For a nice run-down of just how alarmist and irresponsible Western, especially American, media coverage is, try this. In my own TV experience, I am constantly asked if war is about to break out. I often have the impression the hosts or producers are slightly disappointed I am not more alarmist.

The contrast with South Korean (but also Japanese) news is striking. As I have pointed out a few times during the recent hype, South Koreans are barely paying attention. The South Korean president and then foreign minister both went on vacation (yes, really) in early August, at the peak of the Kim Jong Un-Donald Trump war of words. The big political issues here this summer have been the prosecution of the Samsung dauphin and the continuing drama around impeached former president Park Geun Hye.

South Koreans are obviously paying attention. But there have been no runs on the supermarket; no one is building bomb shelters; civil defence is, unfortunately, still treated as an afterthought; my students still have not the slightest idea what to do if Busan is nuked and continue to be amazed that I give them advice (‘go uphill to escape ambient radiation’), and so on. But at least American 'preppers' are getting ready for a North Korean nuclear strike on the US.

This contrast cries out for analysis by a graduate student in media studies and political science, especially as it is such a durable phenomenon. These sorts of scares happen every few years, and the contrast between CNN – with its virtual maps with dramatic red arrows – and the South Korean media yakking about some celebrity pregnancy is startling. Here are two hypotheses more substantive than the tritest possible explanation, which is that scare-mongering to fill air-time drives up ratings:

1. South Koreans are much more cognizant of the North Korea threat, so it is never news

North Korea abuts South Korea and has provoked it relentlessly since the 1960s. So dangerous is the North that South Korea retains conscription. It is the dominant issue of South Korean national security strategy, and it constantly overwhelms and blows off course South Korean presidencies who seek to 'normalise' South Korea by de-linking it from the mad uncle in the attic. This current president, Moon Jae In, wanted to emphasise domestic issues such as corruption and social welfare, which elected him. Instead, North Korea has consumed his first four months in office.
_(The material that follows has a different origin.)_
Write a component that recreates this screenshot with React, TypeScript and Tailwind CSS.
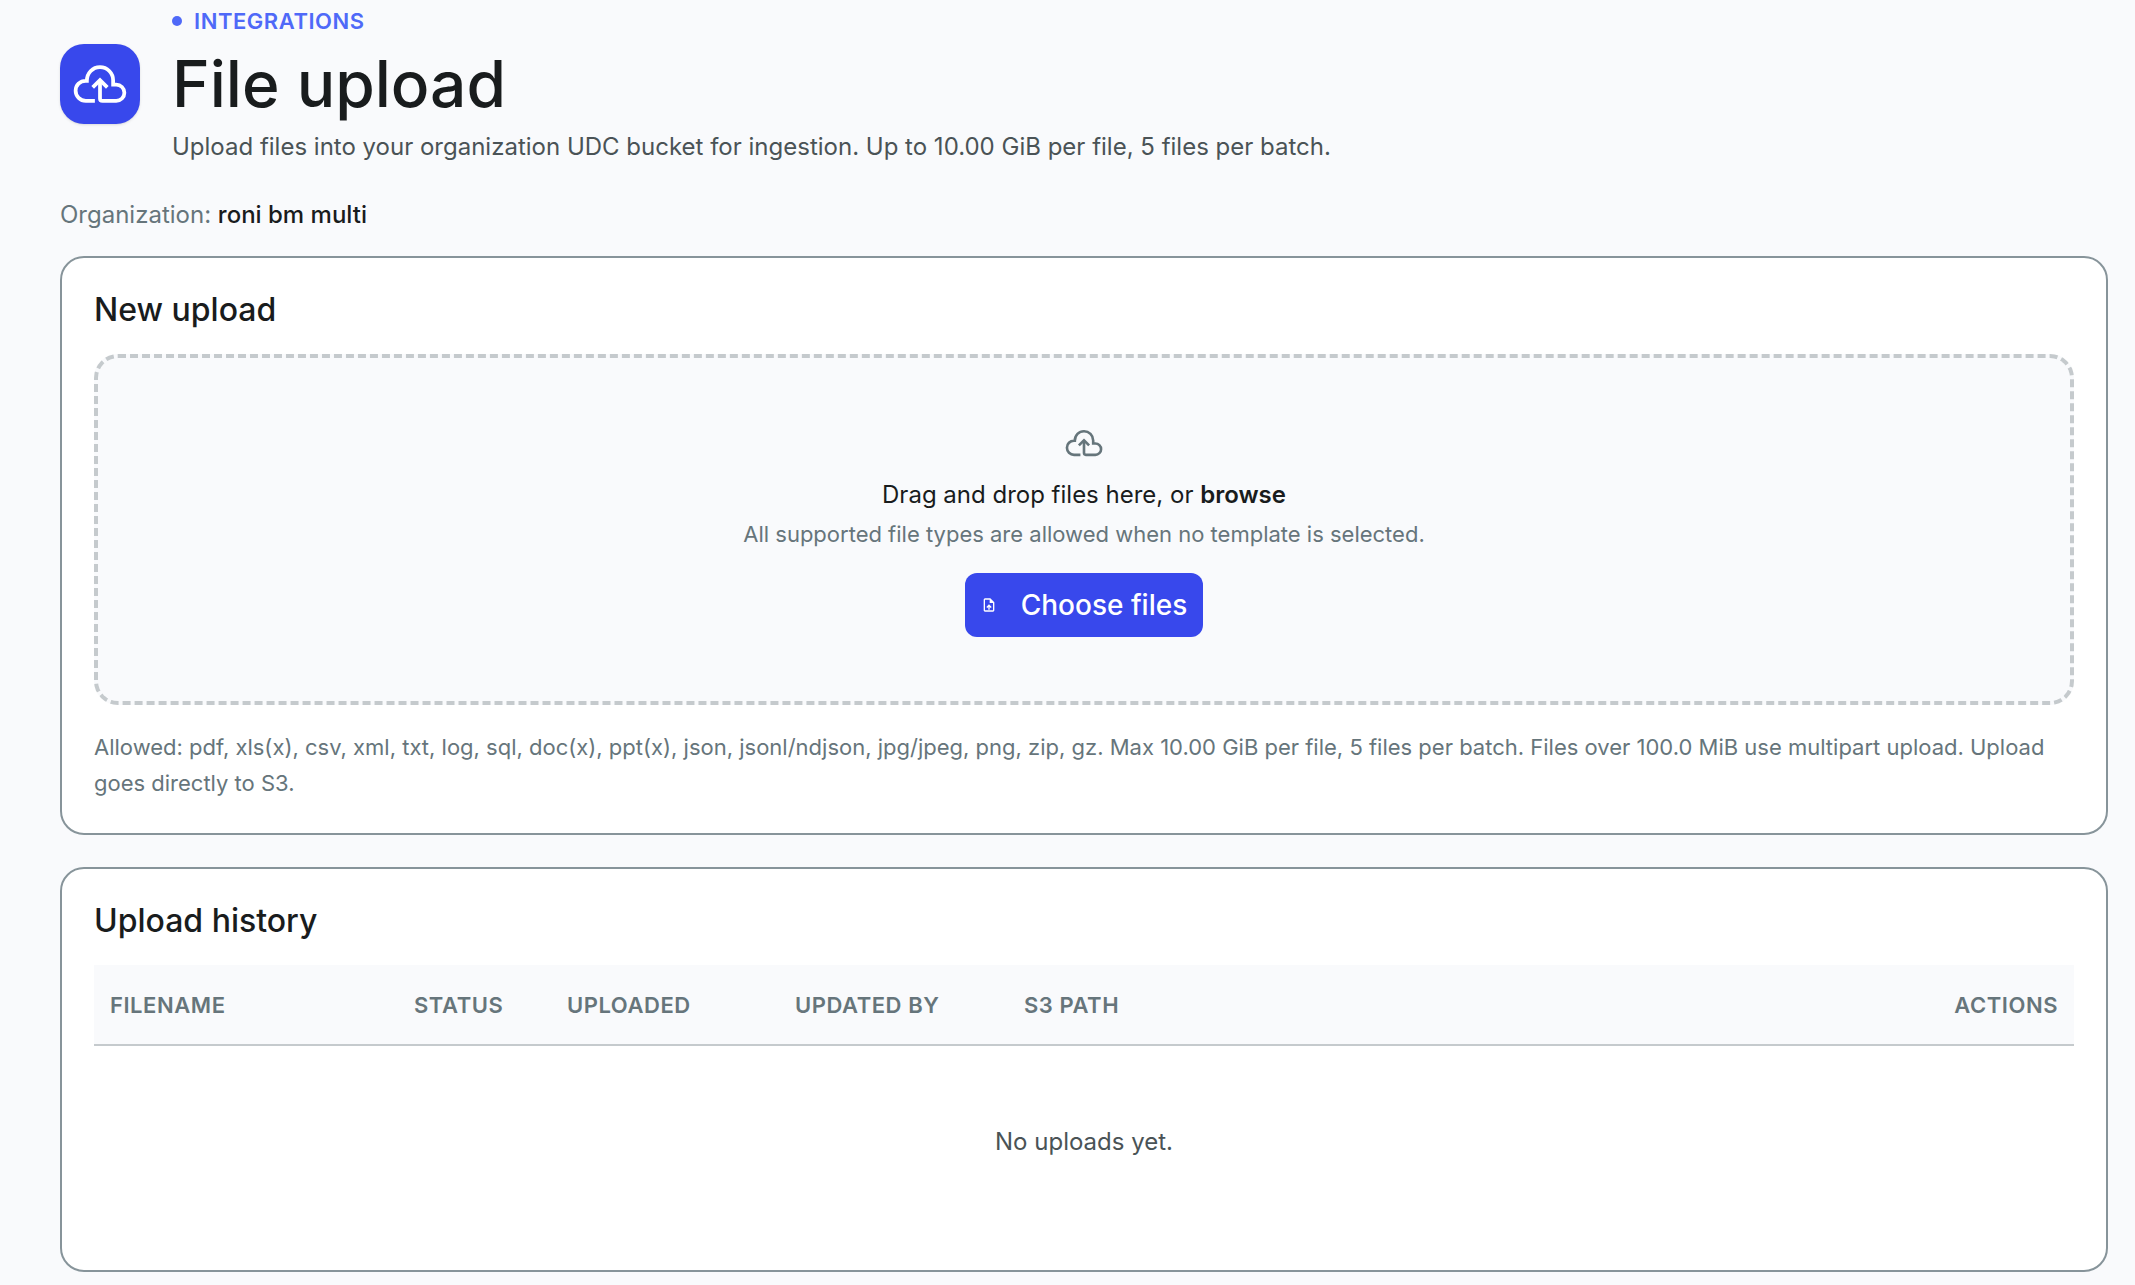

By contrast, Americans seem to rediscover the North Korean threat whenever it pops up. US attention toward Asia is mixed at best. Elites care, but I doubt most regular Americans care much about the 'pivot to Asia' or North Korea, especially compared to the war on terror and the 'clash of civilizations' cultural anxieties it activates.

The upshot is that whenever North Korean bad behaviour spikes enough to make it international news, Americans suddenly pay attention. But in the interim, the South Koreans have also been paying attention. So they appear sanguine when Western journalists suddenly show up at those peaks.

2. Americans are curiously alarmist about their 'thick security'

This is a point Stephen Walt has helpfully made again and again at his Foreign Policy blog. The United States is remarkably safe. Ensconced between two oceans and two weak neighbours and far from the tightly-packed Eurasian cauldron of competition, the US is one of the most secure great powers in history. Yet we Americans are prone to extraordinary outbursts of national security panic, most recently on display after 9/11. In response to approximately 3000 fatalities, the US has killed orders of magnitude more people than that in so many wars in the Middle East that analysts now use terms like ‘forever war’ to describe our engagement there. Neoconservatism as a foreign policy posture is based on the notion that American security is constantly threatened, even in weak, far-away places like Yemen or Venezuela.

North Korea activates these impulses more than most rogues. America depicts North Korea in outlandish terms – video games and movies repeatedly depict North Korea invading the US, acquiring super-weapons, or otherwise as crazy. In my media experience, this has sunk in. I am regularly asked if the Kims are crazy, insane, war-mongers, and so on. They are not. They are just gangsters, not suicidal ideologues.

My own sense is that #2 is probably more causal. We are prone to threat-inflation, and North Korea is so easy to caricature.